Extract the lines from the start through the line that holds "FaFile, FaPlane, FaChevronDown", both included, omitting all images.

INFORMATION SUPPLIED.
* begin *

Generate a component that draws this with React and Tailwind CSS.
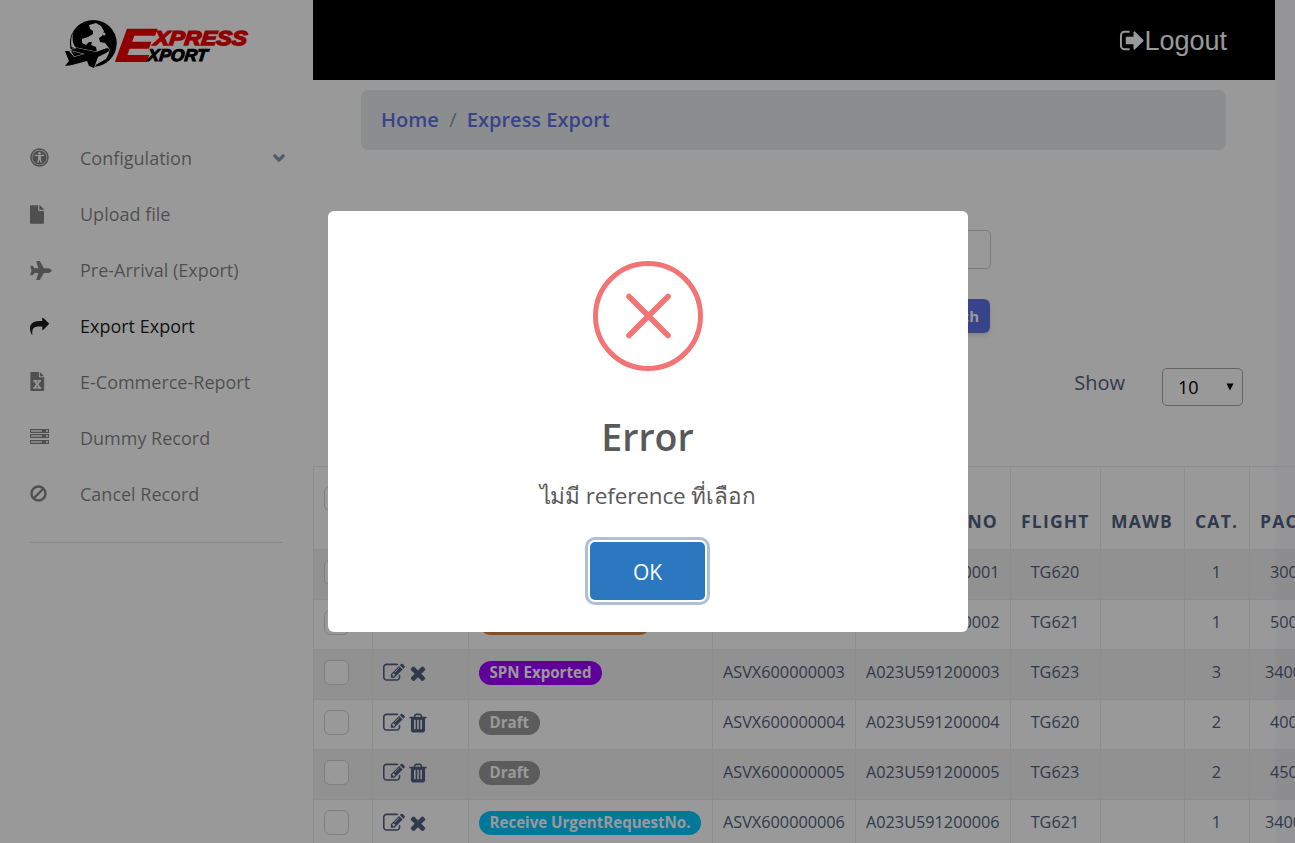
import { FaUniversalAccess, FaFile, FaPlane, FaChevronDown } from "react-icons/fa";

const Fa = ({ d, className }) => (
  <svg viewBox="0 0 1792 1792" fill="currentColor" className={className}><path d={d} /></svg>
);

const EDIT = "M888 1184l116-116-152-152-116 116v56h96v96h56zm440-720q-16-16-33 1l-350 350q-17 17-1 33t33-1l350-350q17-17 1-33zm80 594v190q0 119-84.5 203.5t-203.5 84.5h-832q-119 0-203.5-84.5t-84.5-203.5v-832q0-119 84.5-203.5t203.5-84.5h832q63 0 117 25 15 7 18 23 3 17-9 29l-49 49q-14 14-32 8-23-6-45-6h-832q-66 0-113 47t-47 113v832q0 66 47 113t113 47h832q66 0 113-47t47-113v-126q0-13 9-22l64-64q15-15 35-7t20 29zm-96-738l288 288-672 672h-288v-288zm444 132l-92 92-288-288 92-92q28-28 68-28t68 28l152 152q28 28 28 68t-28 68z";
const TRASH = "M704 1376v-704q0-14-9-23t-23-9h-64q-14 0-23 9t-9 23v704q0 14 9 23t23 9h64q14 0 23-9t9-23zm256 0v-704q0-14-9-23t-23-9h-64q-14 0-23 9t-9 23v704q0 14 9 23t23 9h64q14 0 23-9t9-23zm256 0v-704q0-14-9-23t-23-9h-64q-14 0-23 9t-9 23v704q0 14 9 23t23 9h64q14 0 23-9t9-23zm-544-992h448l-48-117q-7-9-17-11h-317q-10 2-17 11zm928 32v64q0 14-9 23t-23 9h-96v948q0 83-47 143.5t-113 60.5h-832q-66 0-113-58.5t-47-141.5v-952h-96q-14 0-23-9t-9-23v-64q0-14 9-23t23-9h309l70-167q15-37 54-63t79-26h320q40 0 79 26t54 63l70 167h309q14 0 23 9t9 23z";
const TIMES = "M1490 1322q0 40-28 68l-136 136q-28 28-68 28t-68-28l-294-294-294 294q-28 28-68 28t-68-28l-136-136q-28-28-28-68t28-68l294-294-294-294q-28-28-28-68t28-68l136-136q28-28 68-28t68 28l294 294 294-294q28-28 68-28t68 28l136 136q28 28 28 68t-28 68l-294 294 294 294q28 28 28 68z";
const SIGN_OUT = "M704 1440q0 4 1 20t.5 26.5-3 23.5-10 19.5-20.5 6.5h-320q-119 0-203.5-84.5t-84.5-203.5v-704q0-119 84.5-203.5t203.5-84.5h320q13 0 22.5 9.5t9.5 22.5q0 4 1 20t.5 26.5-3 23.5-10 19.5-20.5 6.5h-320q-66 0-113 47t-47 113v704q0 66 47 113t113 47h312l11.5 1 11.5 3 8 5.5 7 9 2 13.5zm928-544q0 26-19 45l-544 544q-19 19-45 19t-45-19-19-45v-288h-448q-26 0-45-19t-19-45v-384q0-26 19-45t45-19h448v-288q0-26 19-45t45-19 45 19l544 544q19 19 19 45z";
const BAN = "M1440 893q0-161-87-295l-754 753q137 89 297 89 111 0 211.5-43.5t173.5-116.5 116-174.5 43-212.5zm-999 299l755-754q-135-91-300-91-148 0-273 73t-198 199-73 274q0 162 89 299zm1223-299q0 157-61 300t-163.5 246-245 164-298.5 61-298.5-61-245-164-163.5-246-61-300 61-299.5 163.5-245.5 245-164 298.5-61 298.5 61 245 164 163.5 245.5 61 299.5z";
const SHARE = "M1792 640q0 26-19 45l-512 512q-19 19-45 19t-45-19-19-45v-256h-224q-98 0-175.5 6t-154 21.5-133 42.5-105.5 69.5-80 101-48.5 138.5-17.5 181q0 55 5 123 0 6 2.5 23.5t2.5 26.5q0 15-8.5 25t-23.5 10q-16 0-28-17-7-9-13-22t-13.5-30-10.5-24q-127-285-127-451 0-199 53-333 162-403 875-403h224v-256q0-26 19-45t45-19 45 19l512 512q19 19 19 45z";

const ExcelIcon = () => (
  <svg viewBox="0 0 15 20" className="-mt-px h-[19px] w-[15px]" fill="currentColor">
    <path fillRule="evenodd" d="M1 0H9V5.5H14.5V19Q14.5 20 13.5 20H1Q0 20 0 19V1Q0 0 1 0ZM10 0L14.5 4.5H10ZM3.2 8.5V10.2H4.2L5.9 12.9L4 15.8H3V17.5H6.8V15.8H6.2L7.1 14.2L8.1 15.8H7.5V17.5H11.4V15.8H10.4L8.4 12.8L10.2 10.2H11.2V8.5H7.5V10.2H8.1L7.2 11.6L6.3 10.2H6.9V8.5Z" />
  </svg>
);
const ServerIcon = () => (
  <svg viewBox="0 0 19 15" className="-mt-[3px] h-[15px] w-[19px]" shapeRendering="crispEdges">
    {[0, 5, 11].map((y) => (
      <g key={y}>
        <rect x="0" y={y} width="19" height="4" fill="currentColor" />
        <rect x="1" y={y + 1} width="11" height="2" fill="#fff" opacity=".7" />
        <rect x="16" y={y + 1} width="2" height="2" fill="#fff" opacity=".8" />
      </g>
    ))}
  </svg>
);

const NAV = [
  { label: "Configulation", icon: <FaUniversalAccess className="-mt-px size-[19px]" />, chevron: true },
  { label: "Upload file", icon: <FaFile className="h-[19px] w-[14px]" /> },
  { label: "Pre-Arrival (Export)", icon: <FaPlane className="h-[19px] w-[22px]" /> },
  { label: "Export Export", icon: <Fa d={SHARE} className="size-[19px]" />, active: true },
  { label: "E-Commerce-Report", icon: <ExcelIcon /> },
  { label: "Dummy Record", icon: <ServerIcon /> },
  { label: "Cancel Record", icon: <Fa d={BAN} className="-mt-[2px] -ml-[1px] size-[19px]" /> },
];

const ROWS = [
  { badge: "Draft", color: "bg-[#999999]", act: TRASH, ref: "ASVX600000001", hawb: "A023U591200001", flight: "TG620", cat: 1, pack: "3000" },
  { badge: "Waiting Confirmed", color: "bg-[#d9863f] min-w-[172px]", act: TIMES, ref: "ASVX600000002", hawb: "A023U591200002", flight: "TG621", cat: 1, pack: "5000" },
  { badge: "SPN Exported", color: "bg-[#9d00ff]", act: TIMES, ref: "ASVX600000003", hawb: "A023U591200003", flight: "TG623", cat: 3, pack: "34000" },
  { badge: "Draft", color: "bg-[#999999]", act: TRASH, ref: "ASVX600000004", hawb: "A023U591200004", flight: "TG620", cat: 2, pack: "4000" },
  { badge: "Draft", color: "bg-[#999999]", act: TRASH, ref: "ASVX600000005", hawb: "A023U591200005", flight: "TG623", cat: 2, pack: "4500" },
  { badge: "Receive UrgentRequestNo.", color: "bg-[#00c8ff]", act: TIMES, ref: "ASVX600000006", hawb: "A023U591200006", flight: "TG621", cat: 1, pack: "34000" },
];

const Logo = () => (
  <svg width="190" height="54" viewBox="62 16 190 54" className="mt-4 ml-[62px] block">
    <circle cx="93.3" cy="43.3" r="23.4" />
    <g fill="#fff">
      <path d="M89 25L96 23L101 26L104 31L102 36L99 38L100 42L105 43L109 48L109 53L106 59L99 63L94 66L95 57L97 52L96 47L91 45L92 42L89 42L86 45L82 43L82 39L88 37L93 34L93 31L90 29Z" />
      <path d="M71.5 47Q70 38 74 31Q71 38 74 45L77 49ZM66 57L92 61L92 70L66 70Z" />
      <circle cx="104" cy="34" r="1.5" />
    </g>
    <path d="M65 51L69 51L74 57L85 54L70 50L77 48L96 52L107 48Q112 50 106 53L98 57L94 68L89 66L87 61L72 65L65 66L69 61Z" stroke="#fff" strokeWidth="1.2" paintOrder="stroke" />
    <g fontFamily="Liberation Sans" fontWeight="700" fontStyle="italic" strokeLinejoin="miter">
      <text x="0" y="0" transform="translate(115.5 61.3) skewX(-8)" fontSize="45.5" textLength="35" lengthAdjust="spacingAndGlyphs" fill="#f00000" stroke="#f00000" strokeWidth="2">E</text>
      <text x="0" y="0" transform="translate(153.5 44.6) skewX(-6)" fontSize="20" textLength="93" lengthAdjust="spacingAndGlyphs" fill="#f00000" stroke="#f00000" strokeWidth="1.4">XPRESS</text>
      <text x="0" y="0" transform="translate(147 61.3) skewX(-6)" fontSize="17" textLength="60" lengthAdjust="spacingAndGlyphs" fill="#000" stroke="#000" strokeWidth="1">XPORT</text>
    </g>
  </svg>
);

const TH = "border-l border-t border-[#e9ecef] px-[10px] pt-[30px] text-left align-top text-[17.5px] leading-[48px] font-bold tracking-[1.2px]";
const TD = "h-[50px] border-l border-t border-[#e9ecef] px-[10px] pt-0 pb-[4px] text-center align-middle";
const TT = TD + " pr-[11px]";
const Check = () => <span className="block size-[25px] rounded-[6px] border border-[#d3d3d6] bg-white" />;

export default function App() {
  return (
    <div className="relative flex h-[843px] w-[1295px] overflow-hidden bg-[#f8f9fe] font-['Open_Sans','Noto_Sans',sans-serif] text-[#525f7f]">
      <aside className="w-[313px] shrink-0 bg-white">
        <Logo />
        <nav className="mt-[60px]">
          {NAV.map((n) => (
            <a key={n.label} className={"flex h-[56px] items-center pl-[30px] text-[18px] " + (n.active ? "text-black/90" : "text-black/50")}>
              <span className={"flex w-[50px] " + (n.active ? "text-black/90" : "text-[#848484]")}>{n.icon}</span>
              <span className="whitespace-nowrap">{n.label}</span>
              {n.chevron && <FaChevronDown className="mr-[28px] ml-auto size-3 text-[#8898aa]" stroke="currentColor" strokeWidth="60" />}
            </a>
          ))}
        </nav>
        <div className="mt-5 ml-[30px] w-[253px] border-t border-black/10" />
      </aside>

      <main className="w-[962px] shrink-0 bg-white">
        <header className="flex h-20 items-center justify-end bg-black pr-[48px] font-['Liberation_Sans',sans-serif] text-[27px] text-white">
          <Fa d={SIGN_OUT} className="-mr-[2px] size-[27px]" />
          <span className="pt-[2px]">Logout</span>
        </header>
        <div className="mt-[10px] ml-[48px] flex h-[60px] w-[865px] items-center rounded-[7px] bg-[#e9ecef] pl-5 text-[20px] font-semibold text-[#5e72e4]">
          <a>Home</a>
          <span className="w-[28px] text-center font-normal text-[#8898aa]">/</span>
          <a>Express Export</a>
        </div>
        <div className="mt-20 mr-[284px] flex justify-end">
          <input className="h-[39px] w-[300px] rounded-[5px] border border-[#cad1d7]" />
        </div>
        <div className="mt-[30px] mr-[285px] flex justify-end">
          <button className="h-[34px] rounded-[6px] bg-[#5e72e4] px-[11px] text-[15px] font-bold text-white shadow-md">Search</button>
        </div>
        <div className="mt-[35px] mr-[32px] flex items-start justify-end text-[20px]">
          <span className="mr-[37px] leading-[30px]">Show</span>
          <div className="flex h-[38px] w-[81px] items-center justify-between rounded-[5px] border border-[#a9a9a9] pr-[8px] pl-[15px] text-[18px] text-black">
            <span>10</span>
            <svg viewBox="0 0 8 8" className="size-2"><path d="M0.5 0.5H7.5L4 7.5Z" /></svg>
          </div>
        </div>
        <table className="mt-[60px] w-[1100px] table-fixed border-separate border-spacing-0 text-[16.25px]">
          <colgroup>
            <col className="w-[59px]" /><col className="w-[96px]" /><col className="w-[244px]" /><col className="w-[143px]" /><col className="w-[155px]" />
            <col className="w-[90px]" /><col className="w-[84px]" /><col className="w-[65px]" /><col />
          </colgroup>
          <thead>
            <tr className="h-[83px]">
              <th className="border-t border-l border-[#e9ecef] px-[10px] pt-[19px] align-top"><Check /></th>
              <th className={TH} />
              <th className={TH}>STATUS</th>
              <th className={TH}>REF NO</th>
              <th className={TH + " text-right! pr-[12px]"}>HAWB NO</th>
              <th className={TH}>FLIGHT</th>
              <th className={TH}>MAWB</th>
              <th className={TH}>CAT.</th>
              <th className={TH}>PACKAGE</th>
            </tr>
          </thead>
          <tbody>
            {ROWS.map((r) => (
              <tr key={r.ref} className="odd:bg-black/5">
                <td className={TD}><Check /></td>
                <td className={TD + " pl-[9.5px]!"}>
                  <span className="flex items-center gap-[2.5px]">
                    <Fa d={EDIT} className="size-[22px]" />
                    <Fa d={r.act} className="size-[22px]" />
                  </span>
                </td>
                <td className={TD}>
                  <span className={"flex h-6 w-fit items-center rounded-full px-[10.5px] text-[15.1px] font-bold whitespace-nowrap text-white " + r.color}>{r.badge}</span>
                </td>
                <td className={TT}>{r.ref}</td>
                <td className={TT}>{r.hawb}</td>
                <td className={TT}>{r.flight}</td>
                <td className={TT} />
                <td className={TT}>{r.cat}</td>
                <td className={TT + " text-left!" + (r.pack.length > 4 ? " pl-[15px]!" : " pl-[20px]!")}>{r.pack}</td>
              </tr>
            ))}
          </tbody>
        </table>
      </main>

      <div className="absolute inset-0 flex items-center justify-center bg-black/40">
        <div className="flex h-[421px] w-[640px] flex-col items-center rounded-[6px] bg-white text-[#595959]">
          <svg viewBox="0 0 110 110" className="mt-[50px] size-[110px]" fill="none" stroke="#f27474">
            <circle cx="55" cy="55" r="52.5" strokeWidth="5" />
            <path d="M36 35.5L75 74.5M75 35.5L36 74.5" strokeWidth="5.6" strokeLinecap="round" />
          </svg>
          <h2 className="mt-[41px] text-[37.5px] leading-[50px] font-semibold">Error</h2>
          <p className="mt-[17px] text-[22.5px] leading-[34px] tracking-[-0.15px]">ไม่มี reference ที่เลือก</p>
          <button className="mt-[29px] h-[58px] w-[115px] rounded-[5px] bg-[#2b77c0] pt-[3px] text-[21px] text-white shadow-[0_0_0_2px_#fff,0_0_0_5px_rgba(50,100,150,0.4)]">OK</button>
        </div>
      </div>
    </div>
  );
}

* end *

RESPONSE.
Generate a component that draws this with React and Tailwind CSS.
import { FaUniversalAccess, FaFile, FaPlane, FaChevronDown } from "react-icons/fa";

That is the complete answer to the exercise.